This piece tabulates twelve consecutive months of public communications from the Banque du Liban, from May 2025 through April 2026, and extracts the vocabulary the central bank uses about the Lebanese pound. The exercise is empirical rather than interpretive. The interpretation follows.

Method

Three categories of text are included: the BdL’s official circulars (84 issued in the period), the Governor’s prepared remarks at the seven Monetary Council press briefings held in the period, and the Governor’s public correspondence reproduced in L’Orient–Le Jour and Al-Akhbar on dates where original-language texts could be cross-verified. Statements made in interviews are excluded.

Three reference terms are tracked: سعر الصرف (“the exchange rate”), الاستقرار النقدي (“monetary stability”), and الإصلاح (“reform”). The frequency and context of each across the twelve months is logged.

Findings: the exchange rate

The term سعر الصرف appears in 47 of the 84 circulars and in all seven prepared remarks. Its modifier shifts predictably across the period. From May to August 2025, the dominant modifier is المستقر (“stable”). From September to December, the modifier is الموحد (“unified”). From January 2026 onward, no modifier is attached.

The shift from stable to unified coincides with the formal unification of the official and parallel rates, completed in late September. The disappearance of the modifier in January is not explained by any announced policy step.

A reader watching the rate’s modifier as a signal would interpret the January change as a deliberate reduction in the central bank’s public commitment. The term is no longer being qualified because the institution has reduced what it is willing to assert about it.

Findings: monetary stability

الاستقرار النقدي appears 23 times across the corpus. Its co-occurrence with سعر الصرف is significant: 19 of the 23 appearances are in the same paragraph as a reference to the exchange rate. The phrase functions as a doctrinal anchor — the term to which the rate is publicly tethered.

The four exceptions, in which monetary stability appears without an accompanying rate reference, all fall in the period October–December 2025. In each of these four cases, the phrase appears in a paragraph addressing reserves rather than rates. This is a new construction. Prior to October, the phrase did not appear in the corpus in a reserves context.

The reader who tracks this shift will note that the central bank has, over a six-month period, quietly extended the doctrinal scope of monetary stability from a rate-based to a reserves-based concept. Whether this is a deliberate signal of a coming policy reframing or an inadvertent drift in the drafting vocabulary cannot be determined from the corpus alone. It is, however, the kind of change that would, in retrospect, have been a leading indicator.

Findings: reform

الإصلاح appears 6 times in the corpus across the twelve months. Five of the six appearances are in the Governor’s prepared remarks; one is in a circular footnote. The term does not appear in any of the official correspondence reproduced in the dailies.

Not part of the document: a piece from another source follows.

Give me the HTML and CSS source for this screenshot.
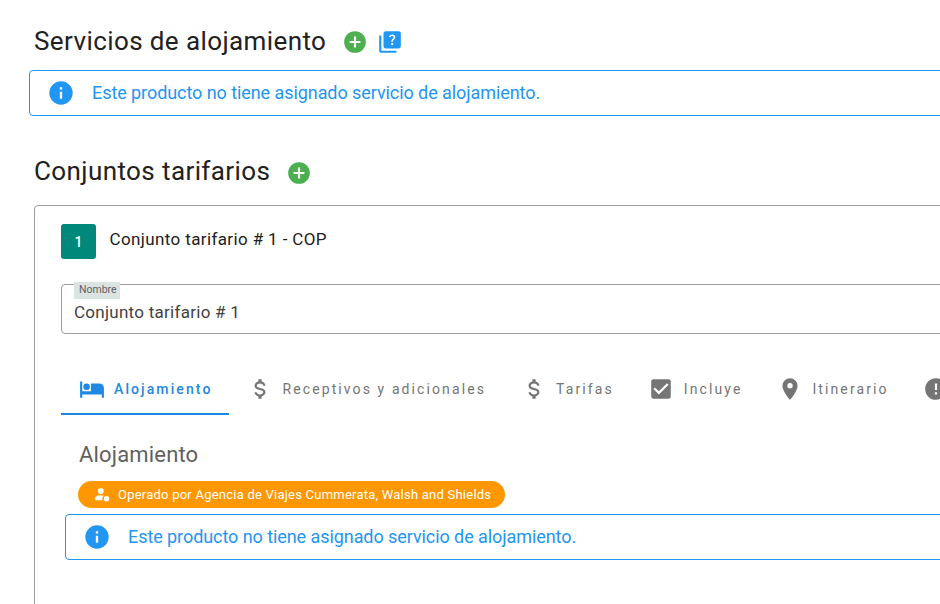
FILE: index.html
```html
<!DOCTYPE html>
<html lang="es">
<head>
<meta charset="utf-8">
<title>Servicios de alojamiento</title>
<link rel="stylesheet" href="styles.css">
</head>
<body>
<main class="page">
  <div class="heading heading-first">
    <h2 class="title">Servicios de alojamiento</h2>
    <svg class="icon-add" viewBox="0 0 24 24"><path d="M17 13h-4v4h-2v-4H7v-2h4V7h2v4h4m-5-9A10 10 0 0 0 2 12a10 10 0 0 0 10 10 10 10 0 0 0 10-10A10 10 0 0 0 12 2z"/></svg>
    <svg class="icon-help" viewBox="0 0 24 24"><path d="M4 6H2v14c0 1.100.9 2 2 2h14v-2H4V6zM20 2H8C6.900 2 6 2.900 6 4v12c0 1.100.9 2 2 2h12c1.100 0 2-.9 2-2V4C22 2.900 21.100 2 20 2zM14.010 15c-.59 0-1.050-.47-1.050-1.050 0-.59.47-1.040 1.050-1.040.59 0 1.040.45 1.040 1.040C15.040 14.530 14.600 15 14.010 15zM16.510 8.830c-.63.93-1.230 1.210-1.560 1.810-.13.24-.18.4-.18 1.180h-1.520c0-.41-.06-1.080.26-1.650.41-.73 1.180-1.160 1.630-1.800.48-.68.21-1.940-1.140-1.940-.88 0-1.320.67-1.500 1.230l-1.370-.57C11.510 5.960 12.520 5 13.990 5c1.230 0 2.080.56 2.510 1.260C16.870 6.870 17.080 7.990 16.510 8.830z"/></svg>
  </div>
  <div class="alert alert-top">
    <svg class="icon-info" viewBox="0 0 24 24"><path d="M13 9h-2V7h2m0 10h-2v-6h2m-1-9A10 10 0 0 0 2 12a10 10 0 0 0 10 10 10 10 0 0 0 10-10A10 10 0 0 0 12 2z"/></svg>
    <span class="alert-text">Este producto no tiene asignado servicio de alojamiento.</span>
  </div>
  <div class="heading heading-second">
    <h2 class="title">Conjuntos tarifarios</h2>
    <svg class="icon-add" viewBox="0 0 24 24"><path d="M17 13h-4v4h-2v-4H7v-2h4V7h2v4h4m-5-9A10 10 0 0 0 2 12a10 10 0 0 0 10 10 10 10 0 0 0 10-10A10 10 0 0 0 12 2z"/></svg>
  </div>
  <section class="card">
    <div class="card-head">
      <div class="num">1</div>
      <div class="card-title">Conjunto tarifario # 1 - COP</div>
    </div>
    <div class="field">
      <label class="field-label">Nombre</label>
      <div class="field-value">Conjunto tarifario # 1</div>
    </div>
    <nav class="tabs">
      <div class="tab tab-active">
        <svg viewBox="0 0 24 24"><path d="M19 7h-8v7H3V5H1v15h2v-3h18v3h2v-9a4 4 0 0 0-4-4M7 13a3 3 0 0 0 3-3 3 3 0 0 0-3-3 3 3 0 0 0-3 3 3 3 0 0 0 3 3z"/></svg>
        <span>Alojamiento</span>
      </div>
      <div class="tab">
        <svg viewBox="0 0 24 24"><path d="M7 15h2c0 1.080 1.370 2 3 2s3-.92 3-2c0-1.100-1.040-1.500-3.240-2.030C9.640 12.440 7 11.780 7 9c0-1.790 1.470-3.310 3.500-3.820V3h3v2.180C15.530 5.690 17 7.210 17 9h-2c0-1.080-1.370-2-3-2s-3 .92-3 2c0 1.100 1.040 1.500 3.240 2.030C14.360 11.560 17 12.220 17 15c0 1.790-1.470 3.310-3.500 3.820V21h-3v-2.180C8.470 18.310 7 16.790 7 15z"/></svg>
        <span>Receptivos y adicionales</span>
      </div>
      <div class="tab">
        <svg viewBox="0 0 24 24"><path d="M7 15h2c0 1.080 1.370 2 3 2s3-.92 3-2c0-1.100-1.040-1.500-3.240-2.030C9.640 12.440 7 11.780 7 9c0-1.790 1.470-3.310 3.500-3.820V3h3v2.180C15.530 5.690 17 7.210 17 9h-2c0-1.080-1.370-2-3-2s-3 .92-3 2c0 1.100 1.040 1.500 3.240 2.030C14.360 11.560 17 12.220 17 15c0 1.790-1.470 3.310-3.500 3.820V21h-3v-2.180C8.470 18.310 7 16.790 7 15z"/></svg>
        <span>Tarifas</span>
      </div>
      <div class="tab">
        <svg viewBox="0 0 24 24"><path d="M10 17l-5-5 1.410-1.420L10 14.170l7.590-7.590L19 8m0-5H5c-1.110 0-2 .89-2 2v14a2 2 0 0 0 2 2h14a2 2 0 0 0 2-2V5a2 2 0 0 0-2-2z"/></svg>
        <span>Incluye</span>
      </div>
      <div class="tab">
        <svg viewBox="0 0 24 24"><path d="M12 11.500A2.500 2.500 0 0 1 9.500 9 2.500 2.500 0 0 1 12 6.500 2.500 2.500 0 0 1 14.500 9a2.500 2.500 0 0 1-2.500 2.500M12 2a7 7 0 0 0-7 7c0 5.250 7 13 7 13s7-7.750 7-13a7 7 0 0 0-7-7z"/></svg>
        <span>Itinerario</span>
      </div>
      <div class="tab">
        <svg viewBox="0 0 24 24"><path d="M13 13h-2V7h2m0 10h-2v-2h2M12 2A10 10 0 0 0 2 12a10 10 0 0 0 10 10 10 10 0 0 0 10-10A10 10 0 0 0 12 2z"/></svg>
      </div>
    </nav>
    <div class="pane">
      <h3 class="pane-title">Alojamiento</h3>
      <div class="chip">
        <svg viewBox="0 0 24 24"><circle cx="11" cy="7" r="4.200"/><path d="M11 13c-4.500 0-8 2-8 4.200V20h10.500a5.500 5.500 0 0 1 1.800-6.300C14 13.300 12.500 13 11 13z"/><circle cx="19" cy="18" r="3.800"/></svg>
        <span>Operado por Agencia de Viajes Cummerata, Walsh and Shields</span>
      </div>
      <div class="alert alert-inner">
        <svg class="icon-info" viewBox="0 0 24 24"><path d="M13 9h-2V7h2m0 10h-2v-6h2m-1-9A10 10 0 0 0 2 12a10 10 0 0 0 10 10 10 10 0 0 0 10-10A10 10 0 0 0 12 2z"/></svg>
        <span class="alert-text">Este producto no tiene asignado servicio de alojamiento.</span>
      </div>
    </div>
  </section>
</main>
</body>
</html>
```
FILE: styles.css
```css
html, body {
  margin: 0;
  padding: 0;
  width: 940px;
  height: 604px;
  overflow: hidden;
  background: #fff;
}
body {
  font-family: Roboto, "Liberation Sans", sans-serif;
  color: #212121;
}
.page {
  width: 1200px;
  padding: 22px 0 0 29px;
  box-sizing: border-box;
}
.heading {
  display: flex;
  align-items: center;
  height: 40px;
  margin-left: 5px;
}
.title {
  margin: -2px 0 0;
  font-size: 26px;
  font-weight: 400;
  line-height: 40px;
  letter-spacing: .4px;
  color: #212121;
}
.icon-add {
  width: 26px;
  height: 26px;
  margin-left: 16px;
  fill: #4caf50;
  flex: none;
}
.icon-help {
  width: 26px;
  height: 26px;
  margin-left: 9px;
  fill: #2196f3;
  flex: none;
}
.heading-second {
  margin-top: 36px;
}
.heading-second .icon-add {
  margin-top: 1px;
}
.alert {
  display: flex;
  align-items: center;
  box-sizing: border-box;
  height: 46px;
  border: 1px solid #2196f3;
  border-radius: 4px;
  color: #2196f3;
  font-size: 18px;
  letter-spacing: -.07px;
  width: 1100px;
}
.alert-text {
  margin-top: -2px;
}
.alert-top {
  margin-top: 8px;
  padding-left: 17px;
}
.icon-info {
  width: 28px;
  height: 28px;
  fill: #2196f3;
  margin-right: 17px;
  flex: none;
}
.card {
  box-sizing: border-box;
  margin-top: 13px;
  margin-left: 5px;
  width: 1100px;
  height: 500px;
  border: 1px solid #9e9e9e;
  border-radius: 4px;
  padding: 18px 26px;
}
.card-head {
  display: flex;
  align-items: center;
  height: 35px;
}
.num {
  width: 35px;
  height: 35px;
  background: #00897b;
  border-radius: 3px;
  color: #fff;
  font-size: 14px;
  font-weight: 500;
  display: flex;
  align-items: center;
  justify-content: center;
}
.card-title {
  margin-left: 13.500px;
  font-size: 17px;
  font-weight: 400;
  letter-spacing: .38px;
  color: #212121;
  margin-top: -5px;
}
.field {
  position: relative;
  box-sizing: border-box;
  margin-top: 25px;
  height: 50px;
  border: 1px solid #9e9e9e;
  border-radius: 4px;
  padding: 16px 12px 0;
}
.field-label {
  position: absolute;
  left: 12px;
  top: -3px;
  height: 17px;
  line-height: 15px;
  padding: 0 3px 0 5px;
  background: #dce3e3;
  font-size: 10.500px;
  color: #616161;
}
.field-value {
  font-size: 17px;
  line-height: 22px;
  letter-spacing: .27px;
  color: #424242;
}
.tabs {
  display: flex;
  margin-top: 31px;
  height: 50px;
}
.tab {
  display: flex;
  align-items: center;
  box-sizing: border-box;
  height: 50px;
  padding: 0 17px 3px 17.500px;
  color: #757575;
  font-size: 14px;
  font-weight: 400;
  letter-spacing: 2.100px;
  white-space: nowrap;
  flex: none;
}
.tab svg {
  width: 26px;
  height: 26px;
  fill: #757575;
  margin-right: 9.500px;
  flex: none;
}
.tab-active {
  color: #1e88e5;
  font-weight: 500;
  padding-bottom: 1px;
  border-bottom: 2px solid #1e88e5;
}
.tab-active svg {
  fill: #1e88e5;
}
.pane {
  padding: 0 4px;
}
.pane-title {
  margin: 26px 0 0 14px;
  font-size: 22px;
  line-height: 28px;
  font-weight: 400;
  letter-spacing: .17px;
  color: #616161;
}
.chip {
  display: inline-flex;
  align-items: center;
  box-sizing: border-box;
  height: 27px;
  margin: 12px 0 0 13px;
  padding: 0 14px 0 15px;
  background: #ff9800;
  border-radius: 14px;
  color: #fff;
  font-size: 13px;
  font-weight: 400;
  letter-spacing: .23px;
  white-space: nowrap;
  vertical-align: top;
}
.chip svg {
  width: 17px;
  height: 17px;
  fill: #fff;
  margin-right: 8px;
  flex: none;
}
.alert-inner {
  margin-top: 6px;
  padding-left: 17px;
}
```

Six appearances in twelve months is, by historical comparison, low. The corresponding number for the corresponding period in 2023 was 31; for 2024, 19. The visible trend is one of compression: the public vocabulary of the central bank, over three years, has progressively excluded the word reform.

The five appearances in the Governor’s prepared remarks each occur in the same construction: “in coordination with the comprehensive reform program of the Government.” The phrase is, formally, a deferral. It assigns the location of reform outside the central bank. A reader of the prepared remarks alone would form the impression that the central bank is not itself a reform actor in the present period.

This impression is correct.

What was not said

The twelve-month corpus does not contain the phrase الإفلاس (“bankruptcy”), in reference to BdL or to a Lebanese commercial bank. It does not contain the phrase تخفيض القيمة (“currency devaluation”). It does not contain a numerical reference to the actual circulating money supply.

The omissions are consistent with a public communications posture that has been calibrated over a period of years. They are not new. Their persistence is itself the signal.

Implication

A reader who tracks BdL public communications as a source on Lebanese monetary policy has access to a corpus that is internally consistent, low in informational density, and stable in its omissions. The central bank’s role in the country’s monetary trajectory is not what the corpus is designed to communicate.

For institutional readers, the corpus is most useful as a record of what the central bank is no longer willing to assert in public. The disappearance of stable from the rate, the extension of monetary stability to reserves, and the residual presence of reform only as a deferral to the Government — these are, taken together, the readable content of the twelve months.

The next inflection point, by the analytical logic of the corpus, will be the appearance of a phrase that has not previously appeared. Monitoring continues.